Герои Т. Толстой и Л. Петрушевской соприкасаются с чеховскими только в ощущении нескладности жизни, бессмысленности всего, что они делают, в опутанности мелочами и в том, что никто из них не чувствует себя счастливым. При этом они привыкли к такой жизни и, кажется, уже не задумываются всерьез ни над тем, почему они несчастны, ни над тем, что же делать и надо ли делать. Кроме того, они слишком оторваны писателями от большого мира, от других людей, живут словно вне времени, погруженные в свои повседневные дела, невзгоды, суету. Разобщенность и замкнутость на себе порождают равнодушие и отчуждение. Во всех проявлениях внутренней жизни и внешнего существования персонажи обнаруживают ослабленные нравственные, волевые и интеллектуальные потенции. Авторы ничего не требуют, не ожидают от них, не надеются. Посыл, идущий от Чехова, преломляясь в системе девальвированных или смещенных жизненных ценностей, искажается или отражается в сторону. Принципиально для «другой прозы», что человек не сопротивляется тому, что он сам не любит, не противостоит злу, неблагоприятным внешним обстоятельствам, а принимает все как данность, потому что не в силах противостоять своей человеческой природе, сплошь и рядом несовершенной. Мир плохо устроен, но и человек устроен не лучшим образом — в этом «другая проза» спорит с чеховской. В человеке не все прекрасно, не может быть и, возможно, не должно быть прекрасным.
Г.А. Бялый заметил, что Чехов открыл ненормальность нормального — того, что принято считать нормальным. У Чехова же есть и рассказы, в которых ненормальное изображено уже как обыденное: так, убийство младенца не потрясает окружающих («В овраге»). В «другой прозе» ненормальному придается тотальный характер, здесь ненормальное становится нормой, поэтому оно не ужасает, не возмущает, а следовательно, не рождает протеста. В чеховском рассказе «В овраге» зло побеждает, но оно не тотально: страдание Липы не ожесточает ее, не убивает в ней добрые чувства и желание жить. Она знает, что «все ж в Божьем мире правда есть и будет» (10, 165). Игнорирование этого или неверие лишает перспективы и в целом обедняет «другую прозу». Жизнь действительно часто неприглядна, но это еще не вся правда о ней, и Чехов доказал это. Если же лучшая жизнь не наступает, то человек «должен предчувствовать ее, ждать, мечтать, готовиться к ней...» (13, 131). Вне широкого мировоззренческого и жизненного контекста «исправления», возражения Чехову неубедительны.
Примечания
1. Под «другой прозой» в критике понимают не сложившееся направление, а наметившуюся общность таких литературных явлений, как произведения Т. Толстой, Л. Петрушевской, Вен. Ерофеева, В. Ерофеева, Евг. Попова, В. Пьецуха.
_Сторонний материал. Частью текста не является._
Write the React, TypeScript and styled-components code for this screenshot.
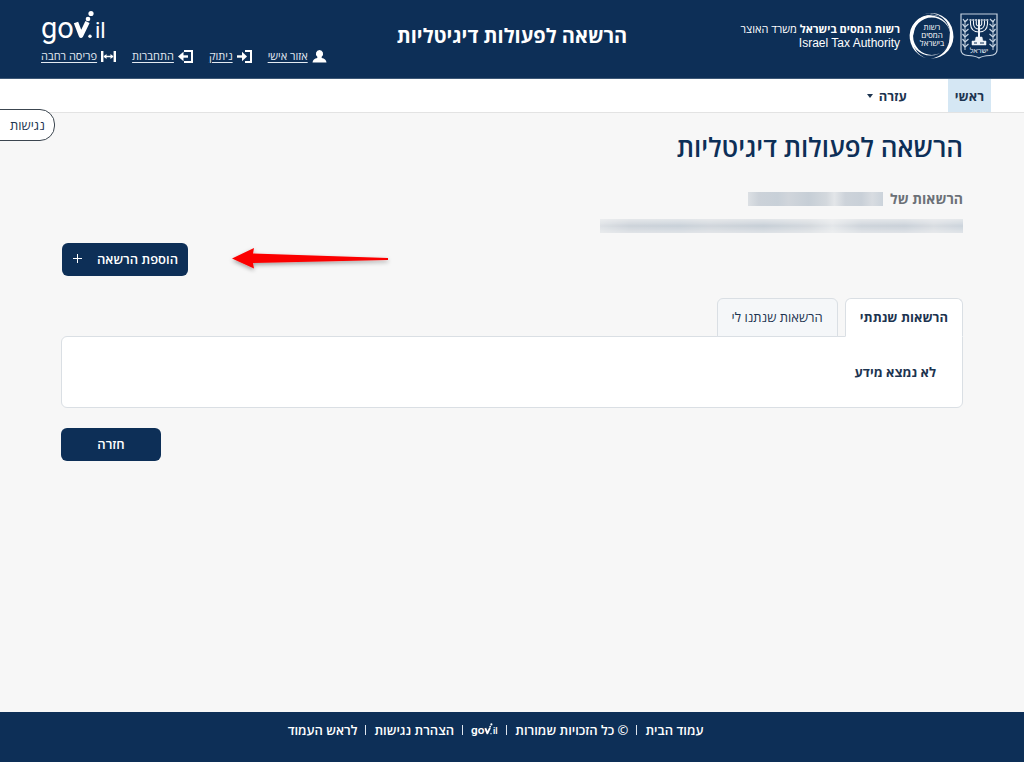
import React from "react";
import styled, { createGlobalStyle, css } from "styled-components";

const navy = "#0d2f57";
const ink = "#1d3450";
const line = "#dadfe4";
const hebrew = `"Open Sans", "Liberation Sans", sans-serif`;

const Global = createGlobalStyle`
  *, *::before, *::after { box-sizing: border-box; }
  body {
    margin: 0;
    background: #f7f7f7;
    color: ${ink};
    font-family: ${hebrew};
    font-size: 14px;
    line-height: 20px;
  }
  button { font-family: inherit; cursor: pointer; }
  h1, p { margin: 0; }
  svg { display: block; flex: none; overflow: visible; }
`;

const Page = styled.div`
  min-height: 100vh;
  display: flex;
  flex-direction: column;
  position: relative;
`;

const Header = styled.header`
  background: ${navy};
  color: #fff;
  min-height: 79px;
  display: grid;
  grid-template-columns: 1fr auto 1fr;
  border-bottom: 1px solid #3d5876;
`;

const Brand = styled.div`
  display: flex;
  align-items: center;
  gap: 6px;
  padding: 0 26px 7px 0;
`;

const BrandText = styled.div`
  font-size: 11px;
  line-height: 14px;
  padding-right: 3px;
  white-space: nowrap;
`;

const English = styled.div`
  font-family: "Liberation Sans", Arial, sans-serif;
  font-size: 12px;
`;

const SiteTitle = styled.div`
  font-size: 20px;
  line-height: 28px;
  font-weight: 700;
  padding-top: 22px;
  white-space: nowrap;
`;

const UserArea = styled.div`
  display: flex;
  flex-direction: column;
  align-items: flex-end;
  padding: 10px 0 0 41px;
`;

const UserLinks = styled.nav`
  display: flex;
  gap: 16px;
  margin-top: 1px;
`;

const UserLink = styled.a`
  display: flex;
  align-items: center;
  gap: 4px;
  color: #e3eaf2;
  font-size: 11px;
  line-height: 16px;
  white-space: nowrap;
  text-decoration: underline;
  text-underline-offset: 2px;
`;

const NavBar = styled.nav`
  display: flex;
  height: 34px;
  padding-right: 33px;
  gap: 34px;
  background: #fff;
  border-bottom: 1px solid #e3e3e3;
`;

const navItem = css`
  display: flex;
  align-items: center;
  gap: 6px;
  padding: 0 7px;
  border: 0;
  color: ${ink};
  font-size: 13px;
  line-height: 20px;
  font-weight: 700;
  text-decoration: none;
`;

const NavLink = styled.a`
  ${navItem}
  background: #d5e7f4;
`;

const NavMenuButton = styled.button`
  ${navItem}
  background: none;
`;

const Caret = styled.span`
  border: 3px solid transparent;
  border-top: 4px solid ${ink};
  border-bottom: 0;
`;

const AccessibilityButton = styled.button`
  position: absolute;
  left: -1px;
  top: 109px;
  height: 32px;
  padding: 0 9px 0 10px;
  border: 1px solid #3c4650;
  border-radius: 0 15px 15px 0;
  background: #fff;
  color: ${ink};
  font-size: 13px;
`;

const Main = styled.main`
  flex: 1;
  padding: 16px 61px 40px;
`;

const PageTitle = styled.h1`
  color: ${navy};
  font-size: 26px;
  line-height: 36px;
  font-weight: 600;
`;

const OwnerRow = styled.p`
  display: flex;
  align-items: center;
  gap: 7px;
  margin-top: 24px;
  color: #6c7177;
  font-weight: 700;
`;

const Redacted = styled.span<{ $width: number }>`
  width: ${(p) => p.$width}px;
  max-width: 100%;
  height: 14px;
  display: block;
  background: linear-gradient(
    90deg,
    #dce0e4 0%, #ccd2d9 8%, #c8d0d8 22%, #d0d5db 30%, #c6ced6 45%,
    #d3d8dd 58%, #e3e6e9 64%, #cdd3da 72%, #c9d0d8 84%, #d8dce1 92%, #cbd3db 100%
  );
`;

const NoteRow = styled.div`
  margin-top: 10px;
`;

const Soften = styled(Redacted)`
  -webkit-mask-image: linear-gradient(rgba(0, 0, 0, 0.4), #000 50%, rgba(0, 0, 0, 0.5));
  mask-image: linear-gradient(rgba(0, 0, 0, 0.4), #000 50%, rgba(0, 0, 0, 0.5));
`;

const ActionRow = styled.div`
  display: flex;
  justify-content: flex-end;
  align-items: center;
  gap: 44px;
  margin-top: 10px;
  padding-left: 1px;
`;

const PrimaryButton = styled.button<{ $width: number }>`
  display: flex;
  align-items: center;
  justify-content: center;
  gap: 14px;
  width: ${(p) => p.$width}px;
  height: 33px;
  padding: 0 0 2px;
  border: 0;
  border-radius: 6px;
  background: ${navy};
  color: #fff;
  font-size: 13px;
  font-weight: 600;
  white-space: nowrap;
`;

const Tabs = styled.div`
  display: flex;
  gap: 7px;
  margin-top: 22px;
`;

const Tab = styled.button<{ $active?: boolean }>`
  height: 39px;
  margin-bottom: -1px;
  padding: 0 14px 2px;
  border: 1px solid ${line};
  border-bottom-color: ${(p) => (p.$active ? "#fff" : line)};
  border-radius: 6px 6px 0 0;
  background: ${(p) => (p.$active ? "#fff" : "#f5f7f9")};
  color: ${ink};
  font-size: 13px;
  font-weight: ${(p) => (p.$active ? 700 : 400)};
  white-space: nowrap;
  position: relative;
`;

const Panel = styled.section`
  min-height: 72px;
  padding: 25px 26px;
  border: 1px solid ${line};
  border-radius: 6px 0 6px 6px;
  background: #fff;
  font-size: 13px;
  font-weight: 700;
`;

const BackRow = styled.div`
  display: flex;
  justify-content: flex-end;
  margin-top: 20px;
`;

const Footer = styled.footer`
  display: flex;
  justify-content: center;
  align-items: flex-start;
  min-height: 50px;
  padding: 8px 33px 0 0;
  background: ${navy};
  color: #fff;
`;

const FooterItem = styled.span`
  display: flex;
  align-items: center;
  height: 20px;
  font-size: 13px;
  font-weight: 600;
  white-space: nowrap;

  & + &::before {
    content: "";
    width: 1px;
    height: 10px;
    margin: 0 8px;
    background: #dfe6ee;
  }
`;

const FooterLink = styled.a`
  color: inherit;
  text-decoration: none;
`;

function GovLogo({ width, height }: { width: number; height: number }) {
  return (
    <svg width={width} height={height} viewBox="0 0 66 37" role="img" aria-label="gov.il" direction="ltr">
      <g fill="#fff" fontFamily="Roboto, Liberation Sans, sans-serif">
        <text x="0" y="28" fontSize="29">go</text>
        <text x="54" y="28" fontSize="22">il</text>
      </g>
      <path d="M35 12.500L40 25.500L46.500 12" fill="none" stroke="#fff" strokeWidth="4.600" strokeLinejoin="round" />
      <circle cx="47" cy="9" r="2.300" fill="#fff" />
      <circle cx="50" cy="3.500" r="2.600" fill="#fff" />
      <circle cx="49" cy="26.300" r="1.700" fill="#fff" />
    </svg>
  );
}

function StateEmblem() {
  return (
    <svg width="38" height="46" viewBox="0 0 38 46" fill="none" stroke="#c5d2e0" aria-hidden="true">
      <path d="M1 1H37V37Q37 42 30 42.500Q22 43 19 45Q16 43 8 42.500Q1 42 1 37Z" strokeWidth="1.200" />
      <path d="M5 37V7M33 37V7" strokeWidth="1" />
      <path
        d="M5 9l-2-3M5 9l3-3M5 14l-2.500-3M5 14l3.500-3M5 19l-2.500-3M5 19l3.500-3M5 24l-2.500-3M5 24l3.500-3M5 29l-2.500-3M5 29l3.500-3M5 34l-2.500-3M5 34l3.500-3M33 9l2-3M33 9l-3-3M33 14l2.500-3M33 14l-3.500-3M33 19l2.500-3M33 19l-3.500-3M33 24l2.500-3M33 24l-3.500-3M33 29l2.500-3M33 29l-3.500-3M33 34l2.500-3M33 34l-3.500-3"
        strokeWidth="1.200"
      />
      <g stroke="#f0f4f8">
        <path d="M10.500 8V11Q11 19 19 19Q27 19 27.500 11V8M13.500 8V11Q14 16 19 16Q24 16 24.500 11V8M16.300 8V11Q16.500 13 19 13Q21.500 13 21.700 11V8" strokeWidth="1.100" />
        <path d="M19 7V28" strokeWidth="2" />
        <path d="M9.500 7H28.500" strokeWidth="1.400" strokeDasharray="2 0.800" />
        <path d="M16 24H22L23 28H26V32H12V28H15Z" fill="#f0f4f8" strokeWidth="0.500" />
      </g>
      <path d="M14 30h3M20 30h4" stroke={navy} strokeWidth="1" />
      <text x="19" y="40" textAnchor="middle" fontSize="7" fill="#e4ebf3" stroke="none" fontFamily="Liberation Sans, sans-serif">
        ישראל
      </text>
    </svg>
  );
}

function TaxLogo() {
  return (
    <svg width="45" height="46" viewBox="0 0 45 46" fill="#fff" aria-hidden="true">
      <path
        fillRule="evenodd"
        d="M21.500 2.500A20 20 0 1 0 21.500 42.500A20 20 0 1 0 21.500 2.500ZM22.800 4.500A18.700 18.700 0 1 1 22.800 41.900A18.700 18.700 0 1 1 22.800 4.500Z"
      />
      <path d="M32 4A22 22 0 0 0 1.500 17A23 23 0 0 0 18 45.500A20 20 0 0 1 5 19A19 19 0 0 1 32 4Z" />
      <path d="M13 2A22 22 0 0 1 44 19A22 22 0 0 1 22 45.500A21 21 0 0 0 40.500 25A20 20 0 0 0 13 2Z" />
      <g fontSize="8" textAnchor="middle" fontFamily="Open Sans, Liberation Sans, sans-serif">
        <text x="23" y="17">רשות</text>
        <text x="23" y="25">המסים</text>
        <text x="23" y="33">בישראל</text>
      </g>
    </svg>
  );
}

const iconProps = { width: 15, height: 13, viewBox: "0 0 15 13", fill: "none", stroke: "#fff", strokeWidth: 2, "aria-hidden": true } as const;

const UserIcon = () => (
  <svg {...iconProps} fill="#fff" stroke="none">
    <path d="M7.500 0a3.600 3.800 0 0 1 2.200 6.800v1.200q4.300.8 4.800 4.500H.5Q1 8.800 5.300 8V6.800A3.600 3.800 0 0 1 7.500 0Z" />
  </svg>
);
const LogoutIcon = () => (
  <svg {...iconProps}>
    <path d="M8 1H14V12H8" />
    <path d="M0 6.500H6" strokeWidth="2.400" />
    <path d="M5 1.800L10 6.500L5 11.200Z" fill="#fff" stroke="none" />
  </svg>
);
const LoginIcon = () => (
  <svg {...iconProps}>
    <path d="M6 1H14V12H6" />
    <path d="M4 6.500H10" strokeWidth="2.400" />
    <path d="M5.500 1.800L0 6.500L5.500 11.200Z" fill="#fff" stroke="none" />
  </svg>
);
const WidthIcon = () => (
  <svg {...iconProps}>
    <path d="M1.200 1V12M13.800 1V12" strokeWidth="2.400" />
    <path d="M3 6.500H12" strokeWidth="1.500" />
    <path d="M2.500 6.500L5.500 4V9ZM12.500 6.500L9.500 4V9Z" fill="#fff" stroke="none" />
  </svg>
);

const PlusIcon = () => (
  <svg width="11" height="11" viewBox="0 0 11 11" stroke="#fff" aria-hidden="true">
    <path d="M5.500 1V10M1 5.500H10" />
  </svg>
);

const Arrow = () => (
  <svg width="158" height="28" viewBox="0 0 158 28" aria-hidden="true">
    <defs>
      <filter id="arrowShadow" x="-5%" y="-30%" width="110%" height="180%">
        <feDropShadow dx="0" dy="2" stdDeviation="2" floodOpacity="0.35" />
      </filter>
    </defs>
    <path d="M0 12.500L22 2L21 7.500L156 12V14L21 17L22 22.500Z" fill="#fb0000" filter="url(#arrowShadow)" />
  </svg>
);

export default function App() {
  return (
    <Page dir="rtl" lang="he">
      <Global />
      <Header>
        <Brand>
          <StateEmblem />
          <TaxLogo />
          <BrandText>
            <div>
              <b>רשות המסים בישראל</b> משרד האוצר
            </div>
            <English>Israel Tax Authority</English>
          </BrandText>
        </Brand>
        <SiteTitle>הרשאה לפעולות דיגיטליות</SiteTitle>
        <UserArea>
          <GovLogo width={66} height={37} />
          <UserLinks>
            <UserLink href="#personal"><UserIcon />אזור אישי</UserLink>
            <UserLink href="#logout"><LogoutIcon />ניתוק</UserLink>
            <UserLink href="#login"><LoginIcon />התחברות</UserLink>
            <UserLink href="#wide"><WidthIcon />פריסה רחבה</UserLink>
          </UserLinks>
        </UserArea>
      </Header>

      <NavBar>
        <NavLink href="#main">ראשי</NavLink>
        <NavMenuButton type="button" aria-haspopup="menu">
          עזרה <Caret />
        </NavMenuButton>
      </NavBar>
      <AccessibilityButton type="button">נגישות</AccessibilityButton>

      <Main>
        <PageTitle>הרשאה לפעולות דיגיטליות</PageTitle>
        <OwnerRow>
          הרשאות של <Redacted $width={135} />
        </OwnerRow>
        <NoteRow>
          <Soften $width={363} />
        </NoteRow>
        <ActionRow>
          <Arrow />
          <PrimaryButton type="button" $width={126}>
            הוספת הרשאה <PlusIcon />
          </PrimaryButton>
        </ActionRow>

        <Tabs role="tablist">
          <Tab type="button" role="tab" aria-selected="true" $active>הרשאות שנתתי</Tab>
          <Tab type="button" role="tab" aria-selected="false">הרשאות שנתנו לי</Tab>
        </Tabs>
        <Panel role="tabpanel">לא נמצא מידע</Panel>
        <BackRow>
          <PrimaryButton type="button" $width={100}>חזרה</PrimaryButton>
        </BackRow>
      </Main>

      <Footer>
        <FooterItem><FooterLink href="#home">עמוד הבית</FooterLink></FooterItem>
        <FooterItem>© כל הזכויות שמורות</FooterItem>
        <FooterItem><GovLogo width={27} height={15} /></FooterItem>
        <FooterItem><FooterLink href="#accessibility">הצהרת נגישות</FooterLink></FooterItem>
        <FooterItem><FooterLink href="#top">לראש העמוד</FooterLink></FooterItem>
      </Footer>
    </Page>
  );
}
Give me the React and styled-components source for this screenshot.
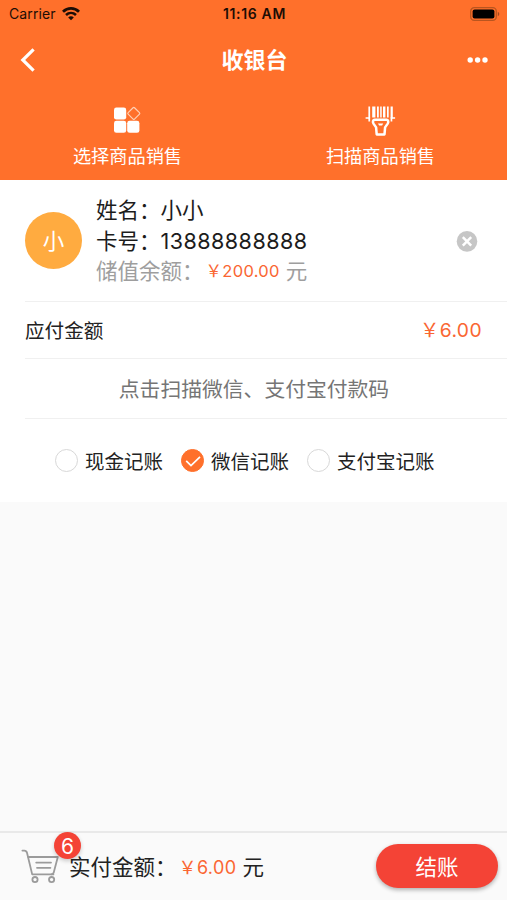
import { useState } from 'react';
import styled, { createGlobalStyle } from 'styled-components';

const App = () => {
    const [method, setMethod] = useState('wechat');

    return (
        <Page>
            <GlobalStyle />
            <Header>
                <StatusBar>
                    <Carrier>
                        Carrier
                        <WifiIcon />
                    </Carrier>
                    <Time>11:16 AM</Time>
                    <Battery><BatteryIcon /></Battery>
                </StatusBar>
                <NavBar>
                    <BackIcon />
                    <Title>收银台</Title>
                    <More><MoreIcon /></More>
                </NavBar>
                <Actions>
                    <Action>
                        <GoodsIcon />
                        选择商品销售
                    </Action>
                    <Action>
                        <ScannerIcon />
                        扫描商品销售
                    </Action>
                </Actions>
            </Header>
            <Card>
                <Member>
                    <Avatar>小</Avatar>
                    <Info>
                        <Line>姓名：小小</Line>
                        <Line>卡号：<Digits>13888888888</Digits></Line>
                        <Line $muted>储值余额：<Price $size="16.5px" $gap="0.3px" $indent="2px">￥200.00</Price><Unit>元</Unit></Line>
                    </Info>
                    <ClearIcon />
                </Member>
                <AmountRow>
                    <span>应付金额</span>
                    <Price $size="19.3px" $gap="0.4px">￥6.00</Price>
                </AmountRow>
                <ScanRow>点击扫描微信、支付宝付款码</ScanRow>
                <Methods>
                    {methods.map(({id, label}) => (
                        <Method key={id} onClick={() => setMethod(id)}>
                            <Radio $checked={method === id}>
                                {method === id && <CheckIcon />}
                            </Radio>
                            {label}
                        </Method>
                    ))}
                </Methods>
            </Card>
            <Footer>
                <Cart>
                    <CartIcon />
                    <Badge>6</Badge>
                </Cart>
                <Total>
                    实付金额：<Price $size="18px" $gap="0.4px" $indent="2px">￥6.00</Price><Unit>元</Unit>
                </Total>
                <PayButton>结账</PayButton>
            </Footer>
        </Page>
    )
}

export default App

const methods = [
    { id: 'cash', label: '现金记账' },
    { id: 'wechat', label: '微信记账' },
    { id: 'alipay', label: '支付宝记账' },
];

const WifiIcon = () => (
    <svg width="18" height="14" viewBox="0 0 18 14" fill="none" stroke="#1d0d05">
        <path d="M1 4.7C5.6.3 12.4.3 17 4.7" strokeWidth="2.8" />
        <path d="M4 8C6.9 5.3 11.1 5.3 14 8" strokeWidth="2.6" />
        <path d="M9 13.2 6.2 10.4C7.8 9 10.2 9 11.8 10.4Z" fill="#1d0d05" stroke="none" />
    </svg>
)

const BatteryIcon = () => (
    <svg width="32" height="14" viewBox="0 0 32 14">
        <rect x="2.7" y=".7" width="25.6" height="12.6" rx="3.6" fill="none" stroke="#b9551f" strokeWidth="1.3" />
        <rect x="4.6" y="2.6" width="21.8" height="8.8" rx="2" fill="#000" />
        <path d="M29.8 4.8C31.8 5.6 31.8 8.4 29.8 9.2Z" fill="#a34a20" />
    </svg>
)

const BackIcon = () => (
    <svg width="16" height="24" viewBox="0 0 16 24" fill="none" stroke="#fff" strokeWidth="3.2">
        <path d="M13.6 1.4 2.8 12 13.6 22.6" />
    </svg>
)

const MoreIcon = () => (
    <svg width="22" height="6" viewBox="0 0 22 6" fill="#fff">
        <circle cx="3.2" cy="3" r="2.7" />
        <circle cx="10.6" cy="3" r="2.7" />
        <circle cx="18" cy="3" r="2.7" />
    </svg>
)

const GoodsIcon = () => (
    <svg width="28" height="28" viewBox="0 0 28 28" fill="#fff">
        <rect x="0" y="2.6" width="12.2" height="12" rx="2.4" />
        <rect x="0" y="15.8" width="12.2" height="12" rx="2.4" />
        <rect x="13.2" y="15.8" width="12.2" height="12" rx="2.4" />
        <rect x="15.3" y="3.9" width="9" height="9" rx="1" transform="rotate(45 19.8 8.4)" fill="none" stroke="#ffd0b5" strokeWidth="1.2" />
    </svg>
)

const ScannerIcon = () => (
    <svg width="32" height="32" viewBox="0 0 32 32" fill="#fff">
        <path d="M3.4 1.4h1.7v12H3.4zM7.2 1.4h3.2v11.2H7.2zM12 1.4h1.8v11h-1.8zM15.2 1.4h1.5v11h-1.5zM18 1.4h2.4v11h-2.4zM22 1.4h1.7v11.2h-1.7zM25.6 1.4h2.2v12h-2.2z" />
        <path d="M.6 12.2h4.5v1.6H.6zM25.6 12.2h4.5v1.6h-4.5zM3.4 13h1.7v3.4H3.4zM25.6 13h1.7v3.4h-1.7z" />
        <path d="M9.7 14.8H21.5C23.3 14.8 23.8 16.8 22.7 18.6L20.1 22.4 19.5 29.4H11.7L11.1 22.4 8.5 18.6C7.4 16.8 7.9 14.8 9.7 14.8Z" fill="#ff702b" stroke="#fff" strokeWidth="2.5" strokeLinejoin="round" />
        <path d="M13 18.4h5.2l-1.1 2.2h-3z" />
    </svg>
)

const ClearIcon = () => (
    <svg width="22" height="22" viewBox="0 0 22 22">
        <circle cx="11" cy="11.4" r="10.3" fill="#c6c6c6" />
        <path d="M6.8 7.2 15.2 15.6M15.2 7.2 6.8 15.6" stroke="#fff" strokeWidth="2.5" />
    </svg>
)

const CheckIcon = () => (
    <svg width="22" height="22" viewBox="0 0 22 22" fill="none" stroke="#fff" strokeWidth="1.7">
        <path d="M4.2 10.8 9 15.6 18 6.8" />
    </svg>
)

const CartIcon = () => (
    <svg width="38" height="36" viewBox="0 0 38 36" fill="none" stroke="#9b9b9b" strokeWidth="1.8" strokeLinecap="round" strokeLinejoin="round">
        <path d="M1.4 1.6H3.4C5 1.6 5.6 2.4 6 3.8L11.2 25.4H32.4" />
        <path d="M7.3 8H36.8L33 22.6C32.7 24 32 25.2 30.4 25.4" />
        <path d="M15.2 13.6H30M16 18.8H29.4" />
        <circle cx="14" cy="30.6" r="2.6" />
        <circle cx="30.6" cy="30.6" r="2.6" />
    </svg>
)

const GlobalStyle = createGlobalStyle`
    * {
        box-sizing: border-box;
    }

    body {
        margin: 0;
        background: #fafafa;
        font-family: Inter, "Noto Sans CJK SC", sans-serif;
    }

    svg {
        display: block;
        flex-shrink: 0;
    }
`;

const Page = styled.div`
    width: 100%;
    height: 900px;
    display: flex;
    flex-direction: column;
    overflow: hidden;
    color: #222;
    white-space: nowrap;
`;

const Header = styled.header`
    height: 180px;
    background: #ff702b;
    color: #fff;
`;

const StatusBar = styled.div`
    height: 27px;
    padding: 0 7px 0 9px;
    display: grid;
    grid-template-columns: 1fr auto 1fr;
    align-items: center;
    color: #1d0d05;
    font-size: 14px;
`;

const Carrier = styled.div`
    display: flex;
    align-items: center;
    gap: 6px;
    letter-spacing: 0.1px;
`;

const Time = styled.div`
    font-weight: 600;
    letter-spacing: 0.65px;
`;

const Battery = styled.div`
    display: flex;
    justify-content: flex-end;
`;

const NavBar = styled.nav`
    height: 66px;
    padding: 0 18px 0 20px;
    display: grid;
    grid-template-columns: 1fr auto 1fr;
    align-items: center;
`;

const Title = styled.h1`
    margin: 0;
    font-size: 22px;
    font-weight: 700;
    line-height: 30px;
`;

const More = styled.div`
    display: flex;
    justify-content: flex-end;
`;

const Actions = styled.div`
    display: grid;
    grid-template-columns: 1fr 1fr;
    padding: 12px 0 0 1px;
`;

const Action = styled.div`
    display: flex;
    flex-direction: column;
    align-items: center;
    height: 64px;
    justify-content: space-between;
    font-size: 18.2px;
    line-height: 26px;
`;

const Card = styled.main`
    height: 322px;
    padding-left: 25px;
    background: #fff;
`;

const Member = styled.section`
    height: 122px;
    padding-right: 29px;
    display: flex;
    align-items: center;
    border-bottom: 1px solid #f0f0f0;
`;

const Avatar = styled.div`
    width: 57px;
    height: 57px;
    border-radius: 50%;
    background: #ffab40;
    color: #fff;
    display: flex;
    align-items: center;
    justify-content: center;
    font-size: 21.5px;
    padding-bottom: 2px;
`;

const Info = styled.div`
    flex: 1;
    margin-left: 14px;
`;

const Line = styled.div`
    display: flex;
    align-items: center;
    height: 30.5px;
    font-size: 21.5px;
    line-height: 30px;
    color: ${props => props.$muted ? "#9e9e9e" : "#1c1c1c"};
`;

const Digits = styled.span`
    letter-spacing: 0.48px;
`;

const Price = styled.span`
    margin-left: ${props => props.$indent || 0};
    color: #fa6632;
    font-size: ${props => props.$size};
    letter-spacing: ${props => props.$gap};
`;

const Unit = styled.span`
    margin-left: 6px;
`;

const AmountRow = styled.section`
    height: 57px;
    padding: 0 25px 2px 0;
    display: flex;
    align-items: center;
    justify-content: space-between;
    border-bottom: 1px solid #f0f0f0;
    font-size: 19.6px;
`;

const ScanRow = styled.section`
    height: 60px;
    padding: 0 24px 2px 0;
    display: flex;
    align-items: center;
    justify-content: center;
    border-bottom: 1px solid #f0f0f0;
    color: #757575;
    font-size: 20.8px;
`;

const Methods = styled.section`
    height: 83px;
    padding-left: 30px;
    display: flex;
    align-items: center;
    gap: 18px;
`;

const Method = styled.div`
    display: flex;
    align-items: center;
    gap: 7px;
    font-size: 19.5px;
    cursor: pointer;
`;

const Radio = styled.span`
    width: 23px;
    height: 23px;
    border-radius: 50%;
    border: 1px solid ${props => props.$checked ? "#ff702b" : "#d8d8d8"};
    background: ${props => props.$checked ? "#ff702b" : "#fff"};
    display: flex;
    align-items: center;
    justify-content: center;
`;

const Footer = styled.footer`
    height: 69px;
    margin-top: auto;
    padding: 0 9px 0 21px;
    display: flex;
    align-items: center;
    border-top: 2px solid #e9e9e9;
`;

const Cart = styled.div`
    position: relative;
    width: 48px;
`;

const Badge = styled.span`
    position: absolute;
    top: -17px;
    left: 33px;
    width: 27px;
    height: 27px;
    border-radius: 50%;
    background: #f44336;
    color: #fff;
    font-size: 21px;
    line-height: 29px;
    text-align: center;
    box-shadow: 0 2px 4px rgba(0, 0, 0, .2);
`;

const Total = styled.div`
    flex: 1;
    display: flex;
    align-items: center;
    padding-bottom: 2px;
    font-size: 21.5px;
`;

const PayButton = styled.button`
    width: 122px;
    height: 44px;
    padding: 0;
    border: none;
    border-radius: 22px;
    background: #f44336;
    color: #fff;
    font-family: inherit;
    font-size: 21.5px;
    box-shadow: 0 2px 4px rgba(0, 0, 0, .3);
    cursor: pointer;
    margin-bottom: 2px;
`;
2. Литературная газета. — 1983. — 25 ноября.
3. Чупринин Сергей. Предвестие. Заметки о журнальной прозе 1988 года // Знамя. — 1989. — № 1. — С. 223.
4. Толстая Т. Круг // На золотом крыльце сидели... — М., 1987. — С. 68.
5. Там же. — С. 63.
6. Там же. — С. 64.
7. Толстая Т. Охота на мамонта // Там же. — С. 54.
8. Толстая Т. Река Оккервиль // Там же. — С. 23.
9. В критике рассказ «Дядя Гриша» правомерно сопоставлялся с рассказом Чехова «По делам службы», в котором акцент перенесен с события — самоубийства Лесницкого — на развитие душевного состояния следователя. См.: Невзглядова Е. Сюжет для небольшого рассказа // Новый мир. — 1988. — № 4. — С. 258.
10. Петрушевская Л. Дама с собаками // По дороге бога Эроса. — М., 1993. — С. 114.
11. Там же. — С. 116.
12. Толстая Т. Сомнамбула в тумане // Новый мир. — 1988. — № 7. — С. 9.
13. Там же. — С. 9.
14. Там же. — С. 16.
15. Толстая Т. Петерс // Новый мир. — 1986. — № 1. — С. 125.
16. Там же. — С. 131.
17. Толстая Т. Милая Шура // На золотом крыльце сидели... — С. 33.